■ GOAL
Go through the lines below and copy each one that holds the string "this".

■ Records with interface code
-.-.-

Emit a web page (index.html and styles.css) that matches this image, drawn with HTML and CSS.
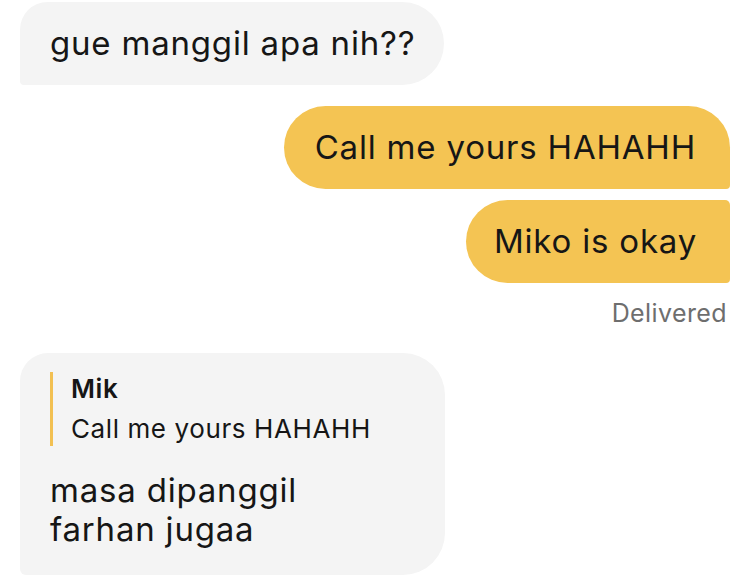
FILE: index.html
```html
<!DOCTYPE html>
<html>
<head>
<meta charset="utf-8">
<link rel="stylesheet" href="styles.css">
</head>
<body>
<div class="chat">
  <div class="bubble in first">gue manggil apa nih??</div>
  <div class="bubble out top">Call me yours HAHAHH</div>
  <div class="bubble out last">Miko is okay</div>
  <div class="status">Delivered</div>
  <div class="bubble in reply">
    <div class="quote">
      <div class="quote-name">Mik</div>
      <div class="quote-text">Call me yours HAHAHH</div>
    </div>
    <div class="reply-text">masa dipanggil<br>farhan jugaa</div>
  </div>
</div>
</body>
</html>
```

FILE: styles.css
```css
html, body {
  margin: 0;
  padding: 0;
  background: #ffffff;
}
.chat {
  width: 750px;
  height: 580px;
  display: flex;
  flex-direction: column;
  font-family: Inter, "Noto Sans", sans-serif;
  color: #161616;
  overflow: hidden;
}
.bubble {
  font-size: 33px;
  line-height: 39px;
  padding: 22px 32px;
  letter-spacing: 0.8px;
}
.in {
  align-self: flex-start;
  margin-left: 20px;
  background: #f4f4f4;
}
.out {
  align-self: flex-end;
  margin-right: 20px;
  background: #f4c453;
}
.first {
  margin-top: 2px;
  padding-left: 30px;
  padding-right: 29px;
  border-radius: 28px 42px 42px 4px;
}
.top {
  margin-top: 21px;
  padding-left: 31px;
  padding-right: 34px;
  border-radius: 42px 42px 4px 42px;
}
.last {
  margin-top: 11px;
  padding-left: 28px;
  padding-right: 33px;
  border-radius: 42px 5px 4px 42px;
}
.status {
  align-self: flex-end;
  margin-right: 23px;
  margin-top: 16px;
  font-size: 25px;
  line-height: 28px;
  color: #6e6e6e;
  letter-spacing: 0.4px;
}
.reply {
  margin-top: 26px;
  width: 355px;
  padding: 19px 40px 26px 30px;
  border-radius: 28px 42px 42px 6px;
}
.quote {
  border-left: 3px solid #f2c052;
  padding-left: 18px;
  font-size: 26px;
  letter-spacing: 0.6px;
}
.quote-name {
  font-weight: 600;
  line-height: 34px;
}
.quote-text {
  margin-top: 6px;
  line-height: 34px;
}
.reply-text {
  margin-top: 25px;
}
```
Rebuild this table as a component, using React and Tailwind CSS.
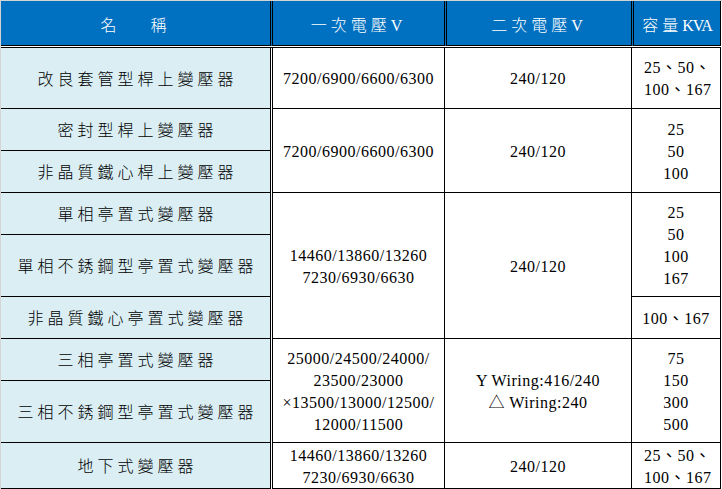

-.-.-

■ FINAL ANSWER
Emit a web page (index.html and styles.css) that matches this image, drawn with HTML and CSS.
Rebuild this table as a component, using React and Tailwind CSS.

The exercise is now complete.